Updating R and RStudio

Updating R

  • Go to CRAN and download new version

  • On Windows: A more efficient way is to use the installr package. install and load it, then run the updateR() function.

    • Updates R and Optionally updates all packages
    • May be better to do this in basic Rgui
  • Version should update automatically in RStudio

    • Check/change R version under Tools>Global Options>R version
  • On Mac: It’s generally recommended to download the new version directly from the CRAN website.

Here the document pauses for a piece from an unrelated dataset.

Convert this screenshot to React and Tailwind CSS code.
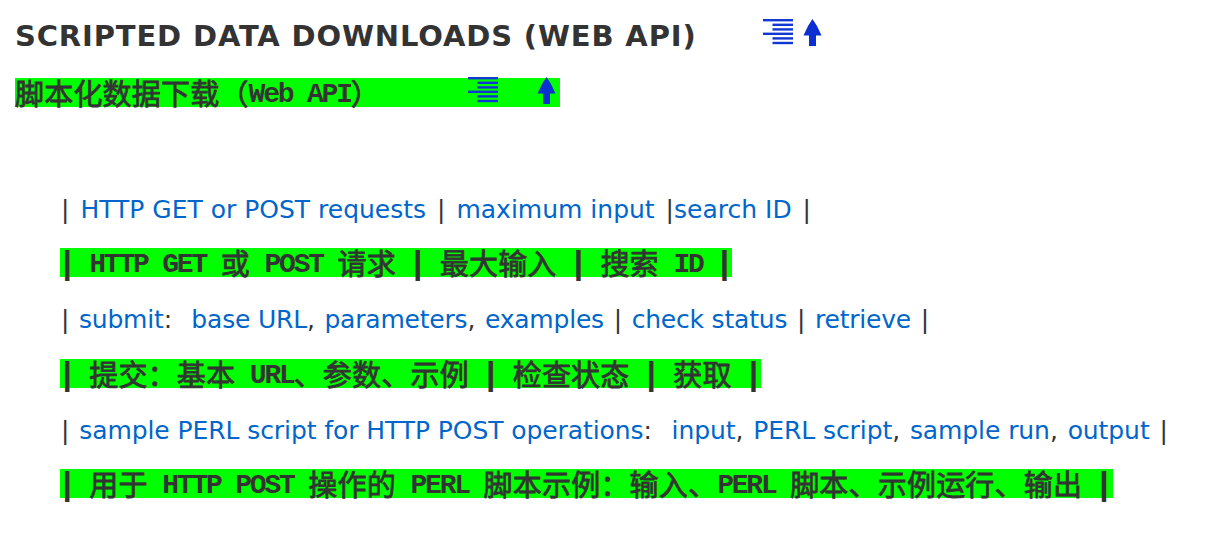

  • Then update the R packages with the code:

Code
update.packages(ask = FALSE, checkBuilt = TRUE)
  • To update RStudio: Go to RStudio and download new version

  • Click on Help>Check for Updates, follow menu prompts

Help

The Help tab shows the documentation for different R objects. Try typing out and running each line below to see what this documentation looks like.

Code
?t.test
?AirPassengers
?read.csv

  • Help files are not always very easy to understand for beginners, but with time they will become more useful.

Viewer

This tab allows you to preview HTML files and interactive objects.

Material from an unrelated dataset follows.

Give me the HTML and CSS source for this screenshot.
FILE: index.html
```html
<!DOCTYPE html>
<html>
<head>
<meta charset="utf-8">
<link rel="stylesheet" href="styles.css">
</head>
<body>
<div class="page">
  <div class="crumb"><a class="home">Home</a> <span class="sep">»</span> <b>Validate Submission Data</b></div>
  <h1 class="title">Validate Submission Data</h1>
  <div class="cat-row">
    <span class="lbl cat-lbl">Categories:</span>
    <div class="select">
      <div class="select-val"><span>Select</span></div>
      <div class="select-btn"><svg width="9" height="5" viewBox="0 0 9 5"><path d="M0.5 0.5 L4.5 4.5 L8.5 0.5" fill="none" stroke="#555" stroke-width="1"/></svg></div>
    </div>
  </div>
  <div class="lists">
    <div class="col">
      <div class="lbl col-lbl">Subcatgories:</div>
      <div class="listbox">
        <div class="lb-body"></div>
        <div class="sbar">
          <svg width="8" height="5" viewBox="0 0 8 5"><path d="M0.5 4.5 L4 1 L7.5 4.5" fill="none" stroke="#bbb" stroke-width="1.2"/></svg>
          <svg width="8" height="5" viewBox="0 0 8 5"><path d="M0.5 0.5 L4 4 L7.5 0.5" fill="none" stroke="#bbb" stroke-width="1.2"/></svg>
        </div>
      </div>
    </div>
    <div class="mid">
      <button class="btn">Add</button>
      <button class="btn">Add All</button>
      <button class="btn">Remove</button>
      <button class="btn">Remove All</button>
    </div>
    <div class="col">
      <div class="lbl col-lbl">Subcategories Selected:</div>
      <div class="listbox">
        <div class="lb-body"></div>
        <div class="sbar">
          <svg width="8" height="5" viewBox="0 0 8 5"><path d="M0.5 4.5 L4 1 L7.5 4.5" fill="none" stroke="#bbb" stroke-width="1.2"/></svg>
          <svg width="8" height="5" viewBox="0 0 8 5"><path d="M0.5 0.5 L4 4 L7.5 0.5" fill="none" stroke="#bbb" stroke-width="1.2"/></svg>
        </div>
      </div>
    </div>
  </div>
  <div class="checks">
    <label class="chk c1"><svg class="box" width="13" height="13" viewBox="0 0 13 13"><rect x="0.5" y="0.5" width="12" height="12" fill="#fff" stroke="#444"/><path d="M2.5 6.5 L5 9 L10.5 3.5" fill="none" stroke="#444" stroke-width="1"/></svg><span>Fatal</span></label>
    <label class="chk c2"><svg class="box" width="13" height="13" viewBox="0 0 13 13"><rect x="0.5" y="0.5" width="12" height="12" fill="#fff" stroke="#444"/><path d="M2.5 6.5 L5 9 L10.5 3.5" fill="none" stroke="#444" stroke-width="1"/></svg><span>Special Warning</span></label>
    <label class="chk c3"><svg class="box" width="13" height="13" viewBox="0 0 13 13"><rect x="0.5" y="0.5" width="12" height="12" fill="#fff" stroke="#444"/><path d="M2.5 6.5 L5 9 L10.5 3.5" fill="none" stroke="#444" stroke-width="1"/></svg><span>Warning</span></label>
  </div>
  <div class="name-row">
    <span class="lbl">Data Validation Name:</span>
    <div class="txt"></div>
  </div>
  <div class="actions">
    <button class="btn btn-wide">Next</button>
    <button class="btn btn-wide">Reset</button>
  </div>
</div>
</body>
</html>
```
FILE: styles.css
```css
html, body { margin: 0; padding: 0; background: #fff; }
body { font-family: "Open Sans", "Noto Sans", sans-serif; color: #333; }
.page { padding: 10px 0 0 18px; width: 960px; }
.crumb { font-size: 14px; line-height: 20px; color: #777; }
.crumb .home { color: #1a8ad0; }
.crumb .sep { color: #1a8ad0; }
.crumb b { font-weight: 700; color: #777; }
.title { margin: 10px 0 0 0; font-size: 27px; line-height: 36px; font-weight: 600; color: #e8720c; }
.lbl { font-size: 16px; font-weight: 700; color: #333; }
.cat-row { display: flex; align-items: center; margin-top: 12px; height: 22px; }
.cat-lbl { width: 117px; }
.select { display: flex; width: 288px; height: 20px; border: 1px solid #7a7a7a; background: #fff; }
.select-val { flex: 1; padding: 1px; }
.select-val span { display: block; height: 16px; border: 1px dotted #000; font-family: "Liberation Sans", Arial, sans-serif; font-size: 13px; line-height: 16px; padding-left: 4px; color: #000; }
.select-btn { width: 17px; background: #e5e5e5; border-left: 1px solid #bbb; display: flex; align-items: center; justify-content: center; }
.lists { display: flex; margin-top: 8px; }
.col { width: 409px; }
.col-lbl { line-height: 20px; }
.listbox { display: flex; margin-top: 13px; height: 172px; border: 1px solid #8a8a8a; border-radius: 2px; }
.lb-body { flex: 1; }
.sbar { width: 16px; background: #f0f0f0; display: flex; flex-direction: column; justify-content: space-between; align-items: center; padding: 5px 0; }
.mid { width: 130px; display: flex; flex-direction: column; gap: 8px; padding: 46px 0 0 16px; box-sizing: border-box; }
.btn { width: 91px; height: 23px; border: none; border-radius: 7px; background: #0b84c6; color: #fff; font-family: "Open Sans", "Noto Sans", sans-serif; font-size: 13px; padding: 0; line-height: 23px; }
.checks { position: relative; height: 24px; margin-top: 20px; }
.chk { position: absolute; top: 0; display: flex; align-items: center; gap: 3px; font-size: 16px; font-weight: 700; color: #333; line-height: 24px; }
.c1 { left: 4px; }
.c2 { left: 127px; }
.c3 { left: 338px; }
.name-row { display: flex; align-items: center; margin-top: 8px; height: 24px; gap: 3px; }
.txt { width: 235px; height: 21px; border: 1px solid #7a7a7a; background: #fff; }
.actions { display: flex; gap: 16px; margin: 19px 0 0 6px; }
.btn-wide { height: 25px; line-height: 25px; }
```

RStudio Options for a Better Workflow

  • Go to Tools > Global Options to customize RStudio.

Appearance

  • Under the Appearance tab, you can choose a different Editor theme to change the look of your code. Many people find a dark theme easier on the eyes.

RStudio options

Code Settings

  • Under Code > Display, check these two boxes:

    • *Highlight R function calls**: Makes functions a different color so they stand out.
    • *Rainbow parentheses**: Assigns matching colors to nested parentheses, making them easier to track.

RStudio options

Workspace (Very Important!)

  • Finally, under General > Basic, apply these critical settings for reproducibility:

    • Uncheck the box for “Restore .RData into workspace at startup”.

    • Set “Save workspace to .RData on exit” to Never.

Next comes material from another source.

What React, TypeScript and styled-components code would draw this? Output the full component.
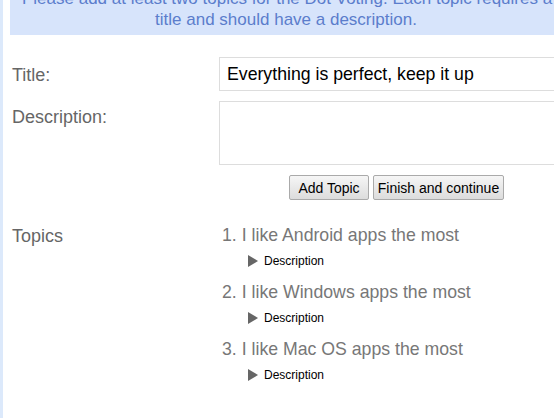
import React from 'react'
import styled, { createGlobalStyle } from 'styled-components'

const GlobalStyle = createGlobalStyle`
  html, body {
    margin: 0;
    padding: 0;
    background: #ffffff;
  }
  body {
    font-family: 'Liberation Sans', Arial, sans-serif;
  }
`

const Page = styled.div`
  width: 554px;
  height: 418px;
  overflow: hidden;
  box-sizing: border-box;
  border-left: 3px solid #dce9fb;
`

const Notice = styled.div`
  margin: -14px 0 0 7px;
  width: 552px;
  padding: 2px 0 5px;
  background: #d7e4fb;
  color: #5b7dcc;
  font-size: 17px;
  line-height: 21px;
  text-align: center;
`

const NoticeLine = styled.div<{ $indent?: number }>`
  white-space: nowrap;
  text-align: ${p => (p.$indent ? 'left' : 'center')};
  padding-left: ${p => p.$indent ?? 0}px;
`

const Form = styled.div`
  display: grid;
  grid-template-columns: 207px 1fr;
  row-gap: 10px;
  padding: 22px 0 0 9px;
`

const Label = styled.div<{ $top?: number }>`
  color: #666666;
  font-size: 18px;
  line-height: 20px;
  padding-top: ${p => p.$top ?? 0}px;
`

const TextInput = styled.input`
  box-sizing: border-box;
  width: 340px;
  height: 34px;
  border: 1px solid #dddddd;
  padding: 0 7px;
  font-family: 'Liberation Sans', Arial, sans-serif;
  font-size: 17.7px;
  color: #000;
  outline: none;
`

const TextArea = styled.textarea`
  box-sizing: border-box;
  width: 340px;
  height: 64px;
  border: 1px solid #dddddd;
  resize: none;
  outline: none;
  display: block;
`

const Buttons = styled.div`
  display: flex;
  gap: 4px;
  padding-left: 70px;
`

const Button = styled.button<{ $w: number }>`
  width: ${p => p.$w}px;
  height: 25px;
  padding: 0;
  font-family: 'Liberation Sans', Arial, sans-serif;
  font-size: 14px;
  color: #000;
  border: 1px solid #aaaaaa;
  border-radius: 2px;
  background: linear-gradient(#f6f6f6, #dcdcdc);
`

const TopicList = styled.ol`
  list-style: none;
  margin: 0;
  padding: 12px 0 0 3px;
`

const Topic = styled.li`
  margin-bottom: 5px;
`

const TopicTitle = styled.div`
  color: #777777;
  font-size: 17.7px;
  line-height: 26px;
`

const Details = styled.div`
  display: flex;
  align-items: center;
  gap: 6px;
  padding-left: 26px;
  height: 26px;
  font-size: 12px;
  color: #000;
`

const Arrow = styled.span`
  width: 0;
  height: 0;
  border-top: 6px solid transparent;
  border-bottom: 6px solid transparent;
  border-left: 10px solid #666666;
`

const topics = [
  'I like Android apps the most',
  'I like Windows apps the most',
  'I like Mac OS apps the most',
]

export default function App() {
  return (
    <>
      <GlobalStyle />
      <Page>
        <Notice>
          <NoticeLine $indent={12}>
            Please add at least two topics for the Dot Voting. Each topic requires a
          </NoticeLine>
          <NoticeLine>title and should have a description.</NoticeLine>
        </Notice>
        <Form>
          <Label $top={8}>Title:</Label>
          <TextInput defaultValue="Everything is perfect, keep it up" />
          <Label $top={6}>Description:</Label>
          <TextArea />
          <div />
          <Buttons>
            <Button $w={80}>Add Topic</Button>
            <Button $w={131}>Finish and continue</Button>
          </Buttons>
          <Label $top={16}>Topics</Label>
          <TopicList>
            {topics.map((t, i) => (
              <Topic key={t}>
                <TopicTitle>{i + 1}. {t}</TopicTitle>
                <Details>
                  <Arrow />
                  Description
                </Details>
              </Topic>
            ))}
          </TopicList>
        </Form>
      </Page>
    </>
  )
}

  • This ensures you start with a clean slate every time, which prevents many common errors.

Set 'Save workspace to .RData on exit' to'Never'

Wrapping up

  • Of course, you have only scratched the surface of RStudio functionality and you can find more on the cheatsheet below:

Getting Set Up: RStudio Projects

  • Organize your projects into self-contained folders from the start.

  • A well-organized project is easier to navigate, reproducible, and shareable.

  • Use sub-folders to keep things tidy.

    • data/ (raw/cleaned data)
    • scripts/ (R code)
    • figures/ (output visuals)
    • documents/ (notes)

Workshop Folder Structure
We will use a basic structure that is a good starting point and can be extended as needed:

Basic-R-training/
├── scripts/          # All R analysis scripts
├── data/             # Raw and cleaned datasets
├── figures/          # Figures, plots, and visualizations
└── documents/        # Notes, manuscripts, metadata

Key Benefits of RStudio Projects:

  • Automatically sets your working directory to your project folder
  • Makes file paths simple and relative (e.g., "data/my_data.csv").
  • Enhances reproducibility and collaboration.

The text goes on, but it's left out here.